=== Data shown ===

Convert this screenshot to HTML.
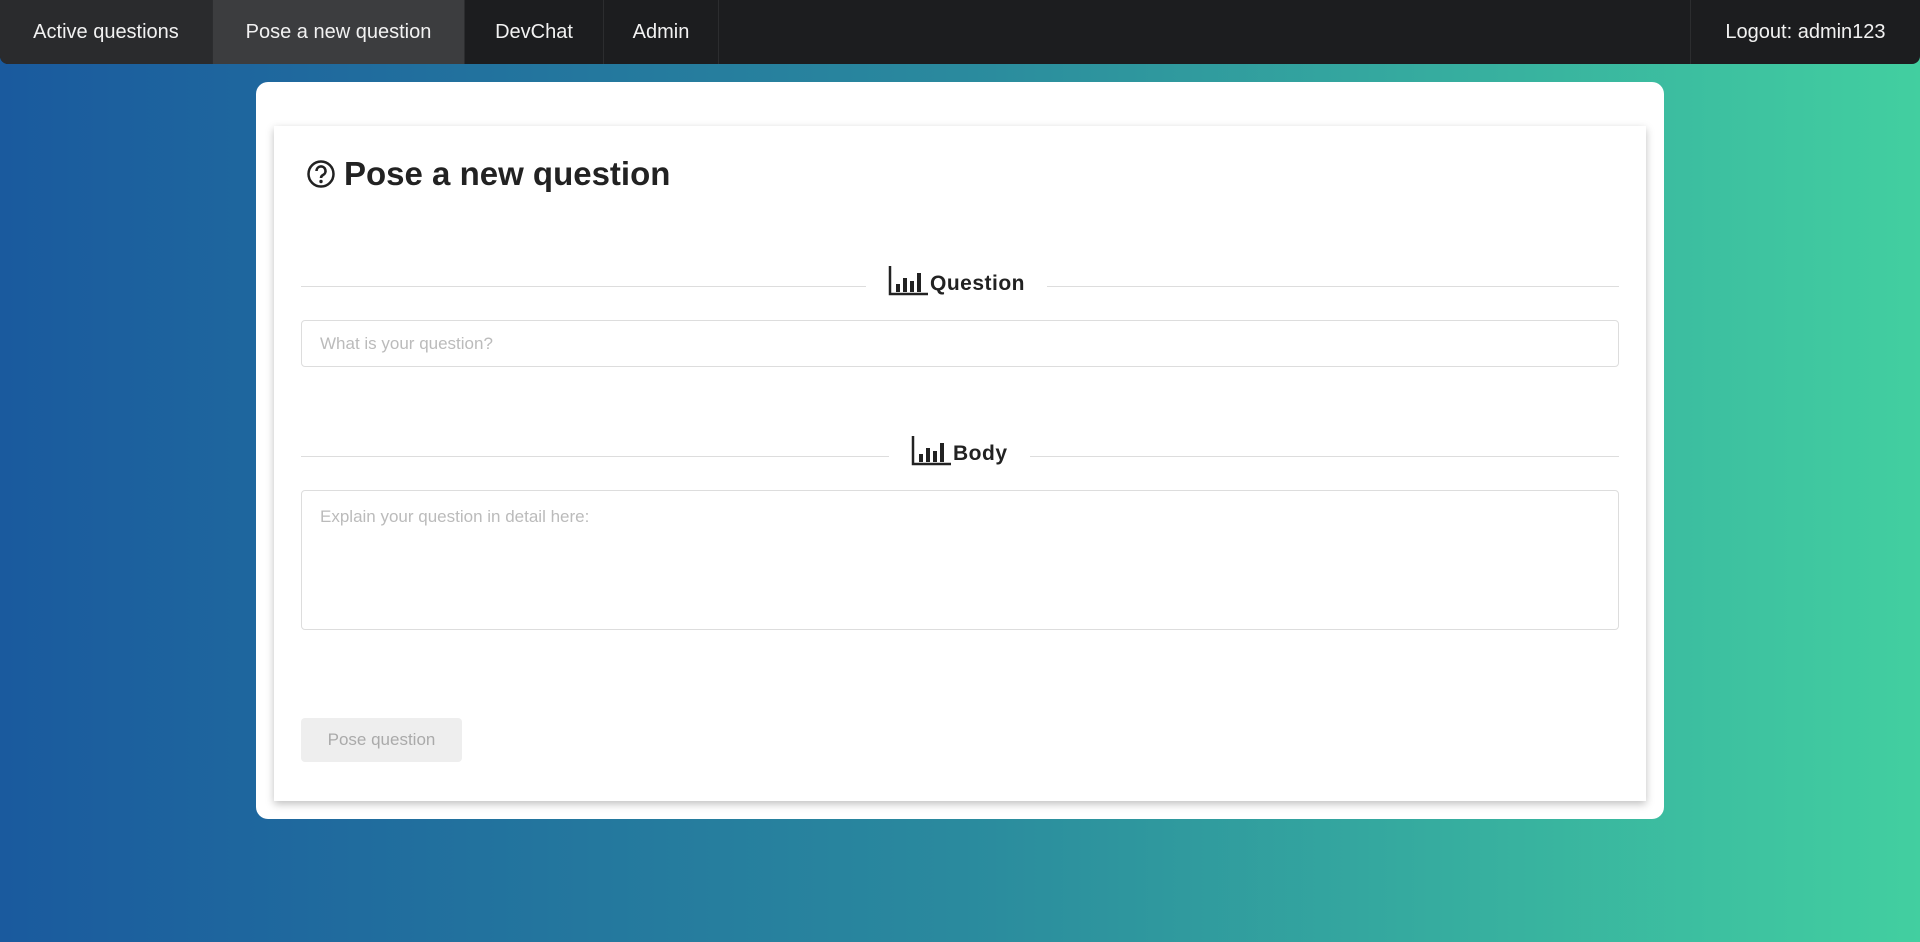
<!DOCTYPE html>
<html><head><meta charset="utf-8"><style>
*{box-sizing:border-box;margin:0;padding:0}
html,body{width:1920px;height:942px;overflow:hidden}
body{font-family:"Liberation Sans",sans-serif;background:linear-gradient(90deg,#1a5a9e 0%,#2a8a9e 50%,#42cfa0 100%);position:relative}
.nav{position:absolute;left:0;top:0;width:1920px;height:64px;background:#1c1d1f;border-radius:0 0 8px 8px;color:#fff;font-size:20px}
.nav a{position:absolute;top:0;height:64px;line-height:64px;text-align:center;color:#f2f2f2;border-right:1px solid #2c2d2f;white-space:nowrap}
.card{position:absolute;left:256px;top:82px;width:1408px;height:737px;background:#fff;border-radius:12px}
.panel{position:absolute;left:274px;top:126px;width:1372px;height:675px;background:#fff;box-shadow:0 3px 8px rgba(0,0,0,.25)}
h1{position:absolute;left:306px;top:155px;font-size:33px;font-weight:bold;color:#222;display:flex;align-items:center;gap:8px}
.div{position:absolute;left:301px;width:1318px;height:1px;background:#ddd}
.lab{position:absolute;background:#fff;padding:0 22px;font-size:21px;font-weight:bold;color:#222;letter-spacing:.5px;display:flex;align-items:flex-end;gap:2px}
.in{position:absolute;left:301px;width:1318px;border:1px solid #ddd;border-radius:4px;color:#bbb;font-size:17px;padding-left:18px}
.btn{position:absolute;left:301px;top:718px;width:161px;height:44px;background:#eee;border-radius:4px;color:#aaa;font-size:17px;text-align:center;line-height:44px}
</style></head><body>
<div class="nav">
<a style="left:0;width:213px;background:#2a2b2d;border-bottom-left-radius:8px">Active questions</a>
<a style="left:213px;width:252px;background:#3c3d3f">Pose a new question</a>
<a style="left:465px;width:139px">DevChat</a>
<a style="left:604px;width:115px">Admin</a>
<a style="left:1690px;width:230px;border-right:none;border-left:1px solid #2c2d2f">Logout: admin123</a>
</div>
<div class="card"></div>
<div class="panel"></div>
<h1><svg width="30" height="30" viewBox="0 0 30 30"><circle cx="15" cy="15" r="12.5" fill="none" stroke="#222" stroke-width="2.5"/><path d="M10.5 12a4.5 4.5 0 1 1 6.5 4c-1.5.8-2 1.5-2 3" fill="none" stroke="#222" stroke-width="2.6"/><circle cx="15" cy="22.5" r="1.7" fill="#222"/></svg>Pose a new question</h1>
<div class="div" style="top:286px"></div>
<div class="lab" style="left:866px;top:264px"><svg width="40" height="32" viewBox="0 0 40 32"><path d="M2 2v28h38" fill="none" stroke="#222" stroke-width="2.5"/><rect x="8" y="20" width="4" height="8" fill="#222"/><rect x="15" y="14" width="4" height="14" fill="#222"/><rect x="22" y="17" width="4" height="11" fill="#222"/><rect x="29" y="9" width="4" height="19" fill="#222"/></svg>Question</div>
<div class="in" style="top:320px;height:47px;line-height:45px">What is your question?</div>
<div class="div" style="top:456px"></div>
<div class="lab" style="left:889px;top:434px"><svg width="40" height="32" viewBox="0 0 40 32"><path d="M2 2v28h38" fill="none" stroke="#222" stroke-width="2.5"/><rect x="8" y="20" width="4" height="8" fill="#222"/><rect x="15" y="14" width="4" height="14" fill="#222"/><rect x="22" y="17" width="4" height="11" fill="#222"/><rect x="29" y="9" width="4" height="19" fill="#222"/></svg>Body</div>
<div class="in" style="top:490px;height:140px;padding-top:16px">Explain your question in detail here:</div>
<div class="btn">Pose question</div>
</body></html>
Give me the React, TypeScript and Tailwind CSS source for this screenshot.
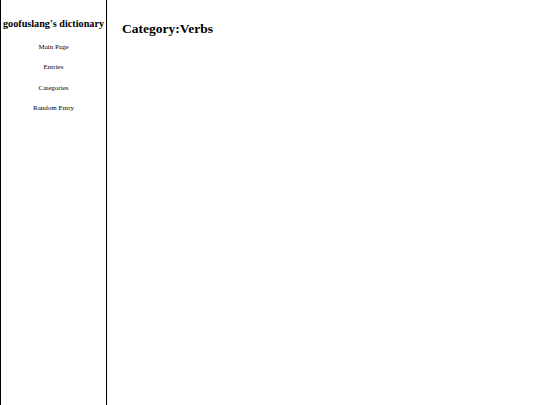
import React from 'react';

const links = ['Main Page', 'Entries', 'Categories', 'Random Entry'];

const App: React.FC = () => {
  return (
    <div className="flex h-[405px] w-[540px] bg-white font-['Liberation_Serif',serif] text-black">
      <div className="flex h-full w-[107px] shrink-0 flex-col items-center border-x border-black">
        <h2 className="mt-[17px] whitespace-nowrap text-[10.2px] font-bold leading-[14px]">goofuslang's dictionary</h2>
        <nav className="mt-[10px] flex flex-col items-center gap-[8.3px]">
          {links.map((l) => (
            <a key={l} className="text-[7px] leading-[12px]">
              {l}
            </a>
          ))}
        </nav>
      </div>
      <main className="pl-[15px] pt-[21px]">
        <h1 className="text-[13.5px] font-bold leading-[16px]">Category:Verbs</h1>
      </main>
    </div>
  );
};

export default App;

===

Aim: Above are the records. Copy exactly, and only, the lines from the line containing "Give me the" through the last one, omitting any pictures.

Solution:
Give me the React, TypeScript and Tailwind CSS source for this screenshot.
import React from 'react';

const links = ['Main Page', 'Entries', 'Categories', 'Random Entry'];

const App: React.FC = () => {
  return (
    <div className="flex h-[405px] w-[540px] bg-white font-['Liberation_Serif',serif] text-black">
      <div className="flex h-full w-[107px] shrink-0 flex-col items-center border-x border-black">
        <h2 className="mt-[17px] whitespace-nowrap text-[10.2px] font-bold leading-[14px]">goofuslang's dictionary</h2>
        <nav className="mt-[10px] flex flex-col items-center gap-[8.3px]">
          {links.map((l) => (
            <a key={l} className="text-[7px] leading-[12px]">
              {l}
            </a>
          ))}
        </nav>
      </div>
      <main className="pl-[15px] pt-[21px]">
        <h1 className="text-[13.5px] font-bold leading-[16px]">Category:Verbs</h1>
      </main>
    </div>
  );
};

export default App;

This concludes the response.